Another kind of knowleplex is the rigidniplex.  It’s formed by people I term rigidniks whose innate temperament compels them to create unsound unifying principles–conceptual skeletons, so to speak–that are too inflexible to form a unifying basis for sufficient knowledge to provide a rational understanding of a field.  They over-unify too little data.

Milyoops are satisfied by their milyooplexes because they allow pleasurable short-term connections–the pleasure of vaudeville versus the pleasure of a well-written full-length play.  Or pop songs versus classical symph0nies.  They can’t experience long-term pleasure or be other than bored by anything aimed to provide that, so they oppose it.  They love to learn small facts, but avoid systematic knowledge.  Another way of putting it is that a milyoop lacks much of an attention span–a pop song’s immediate variation on its initial theme will give them pleasure, but forget a second movement of a symphony’s providing a (probably more complicated) variation on a (probably more complicated) theme played ten minutes previously.  They can’t use a taxonomy, which does, basically, what a fine symphony does, so they reject it.

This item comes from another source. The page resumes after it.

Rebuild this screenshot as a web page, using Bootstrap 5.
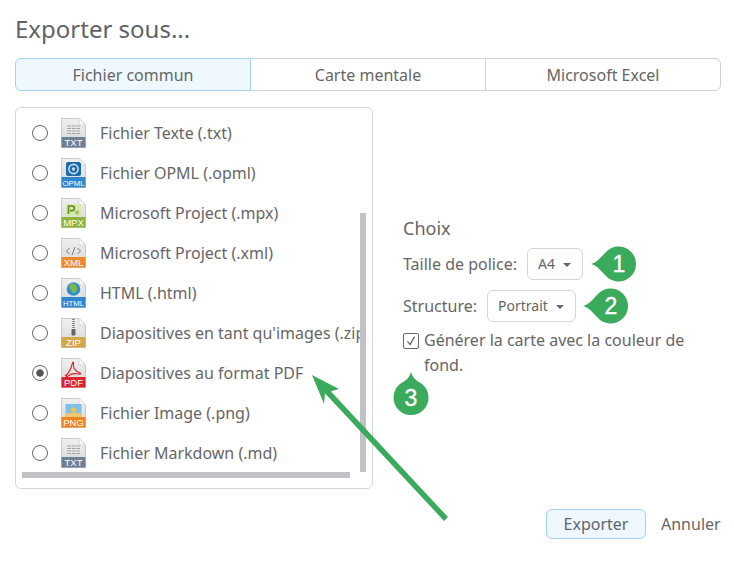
<!DOCTYPE html>
<html lang="fr">
<head>
  <meta charset="UTF-8">
  <meta name="viewport" content="width=device-width, initial-scale=1.0">
  <title>Exporter sous</title>
  <link href="https://cdn.jsdelivr.net/npm/bootstrap@5.3.0/dist/css/bootstrap.min.css" rel="stylesheet">
  <style>
    body { font-family: "Noto Sans", sans-serif; font-size: 16px; color: #666; background: #fff; }
    .export-page { position: relative; width: 734px; height: 561px; padding: 14px 13px 0 15px; overflow: hidden; }
    .export-title { font-size: 24px; font-weight: 400; line-height: 30px; margin: 0 0 14px; color: #5f6368; }

    .kind-tabs { height: 33px; }
    .kind-tabs .btn { font-size: 16px; color: #666; border-color: #d0d3d6; padding: 0; line-height: 30px; width: 33.333%; border-radius: 6px; }
    .kind-tabs .btn.is-on { background: #eff8ff; border-color: #a3d2f0; z-index: 1; }

    .export-body { margin-top: 16px; }
    .format-box { position: relative; width: 358px; height: 382px; flex: none; border: 1px solid #d3d5d8; border-radius: 6px; overflow: hidden; }
    .format-row { height: 40px; padding-left: 16px; gap: 13px; white-space: nowrap; width: 344px; overflow: hidden; }
    .format-row:first-child { margin-top: 5px; }
    .format-row svg { flex: none; }
    .format-row .form-check-input { width: 16px; height: 16px; margin: 0; flex: none; border-color: #666; background-color: #fff; box-shadow: none; }
    .format-row .form-check-input:checked { background-color: #fff; border-color: #666; background-image: radial-gradient(circle, #555 0 3.4px, transparent 4px); }
    .format-row .format-name { margin-left: 1px; line-height: 24px; }
    .bar-v { position: absolute; left: 344px; top: 105px; width: 6px; height: 259px; background: #c1c2c5; }
    .bar-h { position: absolute; left: 6px; top: 364px; width: 328px; height: 6px; background: #c1c2c5; }

    .choice-col { margin-left: 30px; padding-top: 108px; width: 300px; }
    .choice-title { font-size: 18px; line-height: 26px; margin-bottom: 7px; }
    .choice-line { height: 32px; margin-bottom: 10px; gap: 10px; }
    .pick-btn { font-size: 14px; color: #666; border: 1px solid #d3d5d8; border-radius: 6px; padding: 0 11px 0 10px; height: 32px; line-height: 30px; background: #fff; }
    .pick-btn::after { margin-left: 8px; vertical-align: 2px; border-top-width: 4px; border-left-width: 4px; border-right-width: 4px; }
    .bg-check { gap: 5px; line-height: 25px; margin-top: -4px; }
    .bg-check .form-check-input { width: 16px; height: 16px; margin: 5px 0 0; flex: none; border-color: #666; border-radius: 2px; background-color: #fff; box-shadow: none; background-size: 14px; background-image: url("data:image/svg+xml,%3csvg xmlns='http://www.w3.org/2000/svg' viewBox='0 0 16 16'%3e%3cpath fill='none' stroke='%23555' stroke-width='1.3' d='M4 8.5l3 3.500 5-9'/%3e%3c/svg%3e"); }

    .mark-pin { position: absolute; }
    .mark-pin text { font-family: "Liberation Sans", sans-serif; font-size: 23px; fill: #fff; stroke: #fff; stroke-width: .4; text-anchor: middle; }
    .pin-1 { left: 589px; top: 245px; }
    .pin-2 { left: 581px; top: 287px; }
    .pin-3 { left: 392px; top: 372px; }
    .big-arrow { position: absolute; left: 300px; top: 365px; }

    .export-foot { position: absolute; left: 546px; top: 508px; width: 175px; gap: 15px; }
    .go-btn { width: 100px; height: 30px; padding: 0; font-size: 16px; line-height: 26px; color: #5f6670; background: #eff8ff; border: 1px solid #a3d2f0; border-radius: 6px; }
    .stop-link { color: #666; text-decoration: none; line-height: 32px; }
    .doc-label { font-family: "Liberation Sans", sans-serif; font-size: 9.5px; fill: #fff; text-anchor: middle; }
    .doc-label-long { font-size: 7.8px; }
  </style>
</head>
<body>
  <svg width="0" height="0" class="position-absolute">
    <defs>
      <linearGradient id="sheet" x1="0" y1="0" x2="0" y2="1"><stop offset="0" stop-color="#f0f0f0"/><stop offset="1" stop-color="#d6d6d6"/></linearGradient>
      <symbol id="doc" viewBox="0 0 25 30">
        <path d="M.5.5H18L24.5 7V29.5H.5Z" fill="url(#sheet)" stroke="#c9c9c9"/>
        <path d="M18 .5V7H24.5Z" fill="#fff" stroke="#c9c9c9" stroke-width=".7"/>
      </symbol>
      <symbol id="lines" viewBox="0 0 25 30">
        <path d="M6 8h13M6 10.5h13M6 13h13M6 15.5h13" stroke="#a4a7aa" stroke-width="1" stroke-dasharray="4 .8"/>
      </symbol>
    </defs>
  </svg>

  <div class="export-page">
    <h1 class="export-title">Exporter sous...</h1>

    <div class="btn-group d-flex kind-tabs" role="group">
      <button type="button" class="btn is-on">Fichier commun</button>
      <button type="button" class="btn">Carte mentale</button>
      <button type="button" class="btn">Microsoft Excel</button>
    </div>

    <div class="export-body d-flex">
      <div class="format-box">
        <label class="format-row d-flex align-items-center">
          <input class="form-check-input" type="radio" name="fmt">
          <svg width="25" height="30" viewBox="0 0 25 30"><use href="#doc"/><use href="#lines"/><rect x=".5" y="19" width="24" height="10.5" fill="#6d8094"/><text class="doc-label" x="12.5" y="27.8">TXT</text></svg>
          <span class="format-name">Fichier Texte (.txt)</span>
        </label>
        <label class="format-row d-flex align-items-center">
          <input class="form-check-input" type="radio" name="fmt">
          <svg width="25" height="30" viewBox="0 0 25 30"><use href="#doc"/><rect x="5" y="4" width="15" height="14" rx="2" fill="#1e6aa8"/><circle cx="12.5" cy="11" r="4.6" fill="none" stroke="#bfe0f5" stroke-width="1.6"/><circle cx="12.5" cy="11" r="1.7" fill="#bfe0f5"/><rect x=".5" y="19" width="24" height="10.5" fill="#2f86cc"/><text class="doc-label doc-label-long" x="12.5" y="27.5">OPML</text></svg>
          <span class="format-name">Fichier OPML (.opml)</span>
        </label>
        <label class="format-row d-flex align-items-center">
          <input class="form-check-input" type="radio" name="fmt">
          <svg width="25" height="30" viewBox="0 0 25 30"><use href="#doc"/><rect x="5" y="6" width="15" height="12" rx="1" fill="#d7e8b0"/><path d="M7.5 16V8h3.600a2.200 2.200 0 0 1 0 4.600H9" fill="none" stroke="#5f8a1f" stroke-width="1.6"/><circle cx="16" cy="14.5" r="2.2" fill="#a8c86a"/><rect x=".5" y="19" width="24" height="10.5" fill="#8cb43c"/><text class="doc-label" x="12.5" y="27.8">MPX</text></svg>
          <span class="format-name">Microsoft Project (.mpx)</span>
        </label>
        <label class="format-row d-flex align-items-center">
          <input class="form-check-input" type="radio" name="fmt">
          <svg width="25" height="30" viewBox="0 0 25 30"><use href="#doc"/><path d="M8.5 10l-3 3 3 3M16.500 10l3 3-3 3M14 9l-3 8" fill="none" stroke="#777" stroke-width="1"/><rect x=".5" y="19" width="24" height="10.5" fill="#ee8a2c"/><text class="doc-label" x="12.5" y="27.8">XML</text></svg>
          <span class="format-name">Microsoft Project (.xml)</span>
        </label>
        <label class="format-row d-flex align-items-center">
          <input class="form-check-input" type="radio" name="fmt">
          <svg width="25" height="30" viewBox="0 0 25 30"><use href="#doc"/><circle cx="12.5" cy="11" r="6.8" fill="#2f8fd0"/><path d="M9 6c3-1.500 6 0 7 3s-1 5-3 6-2-2-3-3-3-4-1-6Z" fill="#7ab648"/><rect x=".5" y="19" width="24" height="10.5" fill="#2f86cc"/><text class="doc-label doc-label-long" x="12.5" y="27.5">HTML</text></svg>
          <span class="format-name">HTML (.html)</span>
        </label>
        <label class="format-row d-flex align-items-center">
          <input class="form-check-input" type="radio" name="fmt">
          <svg width="25" height="30" viewBox="0 0 25 30"><use href="#doc"/><path d="M12.5 1v10" stroke="#777" stroke-width="2.5" stroke-dasharray="1 1"/><rect x="10.5" y="11" width="4" height="6.5" rx="1" fill="#666"/><rect x=".5" y="19" width="24" height="10.5" fill="#d2a848"/><text class="doc-label" x="12.5" y="27.8">ZIP</text></svg>
          <span class="format-name">Diapositives en tant qu'images (.zip)</span>
        </label>
        <label class="format-row d-flex align-items-center">
          <input class="form-check-input" type="radio" name="fmt" checked>
          <svg width="25" height="30" viewBox="0 0 25 30"><use href="#doc"/><path d="M5 17c3-2 5-6 6.500-12 .5-2 1.500-.5 1 1.500-.5 3 2 7 6.500 8.500 1.500.5.500 1.500-1 1-5-1-9 .5-11 2-1.500 1-3 0-1-1Z" fill="none" stroke="#d9232e" stroke-width="1.1"/><rect x=".5" y="19" width="24" height="10.5" fill="#db2430"/><text class="doc-label" x="12.5" y="27.8">PDF</text></svg>
          <span class="format-name">Diapositives au format PDF</span>
        </label>
        <label class="format-row d-flex align-items-center">
          <input class="form-check-input" type="radio" name="fmt">
          <svg width="25" height="30" viewBox="0 0 25 30"><use href="#doc"/><rect x="4.5" y="6" width="16" height="13" fill="#7fc1ea"/><circle cx="12.5" cy="12" r="2.8" fill="#f4c23c"/><rect x="4.5" y="15" width="16" height="4" fill="#e9c878"/><rect x=".5" y="19" width="24" height="10.5" fill="#f0851f"/><text class="doc-label" x="12.5" y="27.8">PNG</text></svg>
          <span class="format-name">Fichier Image (.png)</span>
        </label>
        <label class="format-row d-flex align-items-center">
          <input class="form-check-input" type="radio" name="fmt">
          <svg width="25" height="30" viewBox="0 0 25 30"><use href="#doc"/><use href="#lines"/><rect x=".5" y="19" width="24" height="10.5" fill="#6d8094"/><text class="doc-label" x="12.5" y="27.8">TXT</text></svg>
          <span class="format-name">Fichier Markdown (.md)</span>
        </label>
        <div class="bar-v"></div>
        <div class="bar-h"></div>
      </div>

      <div class="choice-col">
        <div class="choice-title">Choix</div>
        <div class="choice-line d-flex align-items-center">
          <span>Taille de police:</span>
          <button type="button" class="btn pick-btn dropdown-toggle">A4</button>
        </div>
        <div class="choice-line d-flex align-items-center">
          <span>Structure:</span>
          <button type="button" class="btn pick-btn dropdown-toggle">Portrait</button>
        </div>
        <label class="bg-check d-flex">
          <input class="form-check-input" type="checkbox" checked>
          <span>Générer la carte avec la couleur de fond.</span>
        </label>
      </div>
    </div>

    <svg class="mark-pin pin-1" width="48" height="38" viewBox="0 0 48 38"><path d="M2 19C8 17.5 12 12 16 7.900A17.500 17.500 0 1 1 16 30.100C12 26 8 20.500 2 19Z" fill="#3aaa5c"/><text x="30" y="27">1</text></svg>
    <svg class="mark-pin pin-2" width="48" height="38" viewBox="0 0 48 38"><path d="M2 19C8 17.5 12 12 16 7.900A17.500 17.500 0 1 1 16 30.100C12 26 8 20.500 2 19Z" fill="#3aaa5c"/><text x="30" y="27">2</text></svg>
    <svg class="mark-pin pin-3" width="38" height="46" viewBox="0 0 38 46"><path d="M19 0C20.500 6 25 9 30 12A17.500 17.500 0 1 1 8 12C13 9 17.500 6 19 0Z" fill="#3aaa5c"/><text x="19" y="34">3</text></svg>

    <svg class="big-arrow" width="160" height="165" viewBox="0 0 160 165"><path d="M146 154L22 21" stroke="#3aaa5c" stroke-width="5.5" fill="none"/><path d="M12 10L39 24 25 28 24 39Z" fill="#3aaa5c"/></svg>

    <div class="export-foot d-flex align-items-center">
      <button type="button" class="btn go-btn">Exporter</button>
      <a href="#" class="stop-link">Annuler</a>
    </div>
  </div>
  <script src="https://cdn.jsdelivr.net/npm/bootstrap@5.3.0/dist/js/bootstrap.bundle.min.js"></script>
</body>
</html>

The whole idea is that a small understanding of some small portion of a knowleplex will give pleasure, but if one also can connect it to some other portion of the knowleplex, one can enjoy the second portion at the same time, and if one can also–do to one or more such connections, intuite something of the way everything in the knowleplex interrelate, one can enjoy a truly superior pleasure.  Indeed, such an understanding can suggest the sense of the oneness of all things that religions hype as the ultimate happiness–and which I believe all verosophers experience in their best moments, and have spoken of.  Artists, too–although not by means of a verosoplex, but by means of (this is a new idea of mine) an intuiplex–a knowleplex whose unifying principle is protoceptual rather than reducticeptual.  Or sensual rather than conceptual.

This is a good moment for me.  Due to the taxonomical thinking I always do when working with my theory of psychology.  I classify artistic temperaments as different from scientific temperaments on the basis of their brain make-up, which I won’t go into here.  And suddenly perceived how I could be nice to artists with this intuiplex, which I genuinely see can be a route to large truths equal to the verosoplex.  But also what causes the two cultures C. P. Snow wrote about, and which I fully accept.

The intuiplex much more than the verosoplex aids the pursuit of beauty, which I hold to be as important as the search for truth, but probably hinders the latter–except when used by someone who also is capable of verosoplexes.  Similarly, verosoplexes tend to get in the way of the pursuit and appreciation of beauty.

Again, I yield to the temptation of using my present reasoning to support the value of taxonomy.  Only because of taxonomy have I been able on the spur of the moment to hypothesize an intuiplex–because it is based on the knowleplex, which is only a taxonomical level one step above it, and the verosoplex, which it is recognizably identical to (to me) except for one thing, its being an arrangement of primarily protoceptual knowlecules (think of the somatic knowledge that some highly unintellectual highly effective athletes have) instead of reducticeptual knowlecules–which, by the way, is taxonomically very similar, and in the same taxon as protoceptual knowlecules, differing from them only in that their ultimate source is the data conveyed to the brain more or less directly from the senses rather than extracted from the senses pre-cerebralling and converted to reducticepts (or conceptual knowledge, like words, numbers or geometrical shapes).

An important point to recognize is that the validity of my theory of psychology is irrelevant so far as the value of its taxonomy is concerned: its taxonomy greatly facilitates my navigation of it, and ability to understand it–and find gaps worth trying to fill I’d never find without it,

I really think I know what I’m talking about, however little it may seem so.  I hope someone somewhere in time and space gets something out of this installment of my adventure in Advanced Thought.  More, I hope, tomorrow.